How to Improve difficult-workplace-conversations skill

Give facts that a camera could verify

The single best way to improve difficult-workplace-conversations output is to replace labels with observations. Compare:

  • weak: “She is disrespectful.”
  • strong: “In the last two team meetings, she interrupted me before I finished my update.”

This lets the skill build a conversation around evidence rather than accusation.

State the change you want, not just the problem

Many poor results come from users describing pain without defining success.
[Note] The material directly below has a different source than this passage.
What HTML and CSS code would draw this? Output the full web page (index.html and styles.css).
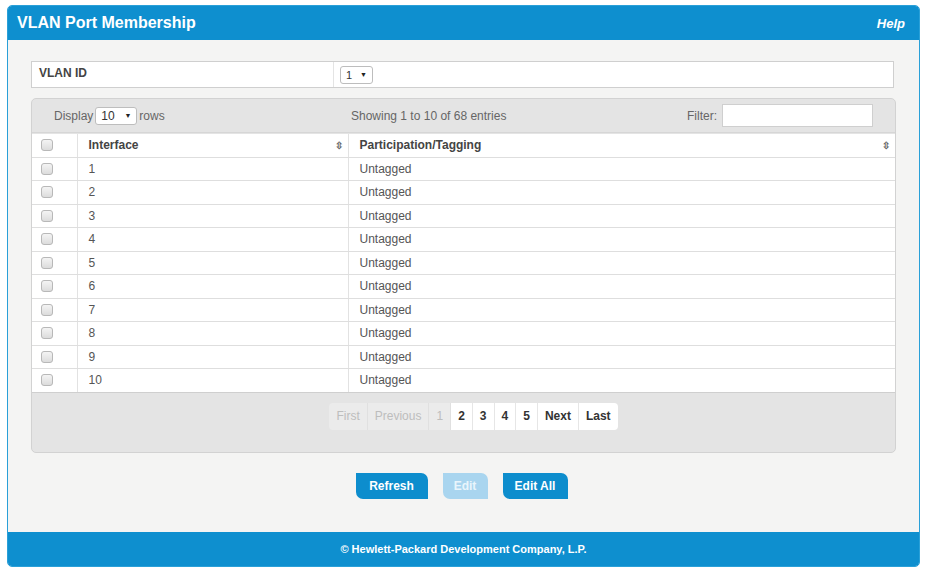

Add one line such as:

  • “I want deadlines to be renegotiated earlier.”
  • “I want one owner for approval decisions.”
  • “I want feedback to happen privately, not in team meetings.”

Clear outcomes make the follow-up phase far more actionable.

Tell the agent what you fear most

If you are worried they will shut down, retaliate, cry, escalate, or deny the issue, say so. difficult-workplace-conversations gets better when it can prepare response branches instead of assuming a calm, rational exchange.

Use role and culture constraints

Output quality improves when you include limits such as:

  • “I cannot sound overly formal.”
  • “This is a startup culture; brevity matters.”
  • “I am speaking to my manager, so I need tact.”
  • “We are remote, and this will happen on video.”

These constraints help the skill choose the right tone and level of directness.

Iterate after the first draft

Do not stop at the first script. Ask the agent to revise for one specific dimension at a time:

  • more direct
  • less blame-heavy
  • shorter opening
  • more collaborative
  • stronger accountability ask
  • better handling of likely defensiveness

Focused iteration usually beats asking for a full rewrite.

Watch for common failure modes

The most common mistakes when using difficult-workplace-conversations are:

  • bringing interpretations instead of facts
  • asking for a script before clarifying the goal
  • ignoring your own emotional readiness
  • making the opening too long
  • avoiding the explicit request or next step

If the first output feels generic, the issue is usually missing context, not the framework.

Pair the conversation with a follow-up plan

A hard discussion often feels successful in the moment and then dissolves. Improve difficult-workplace-conversations for Workplace Communication by asking the agent to produce:

  • a recap message
  • agreed next steps
  • timeline for review
  • signs that the issue is improving
  • escalation criteria if nothing changes

That final step turns a good conversation into an operational change.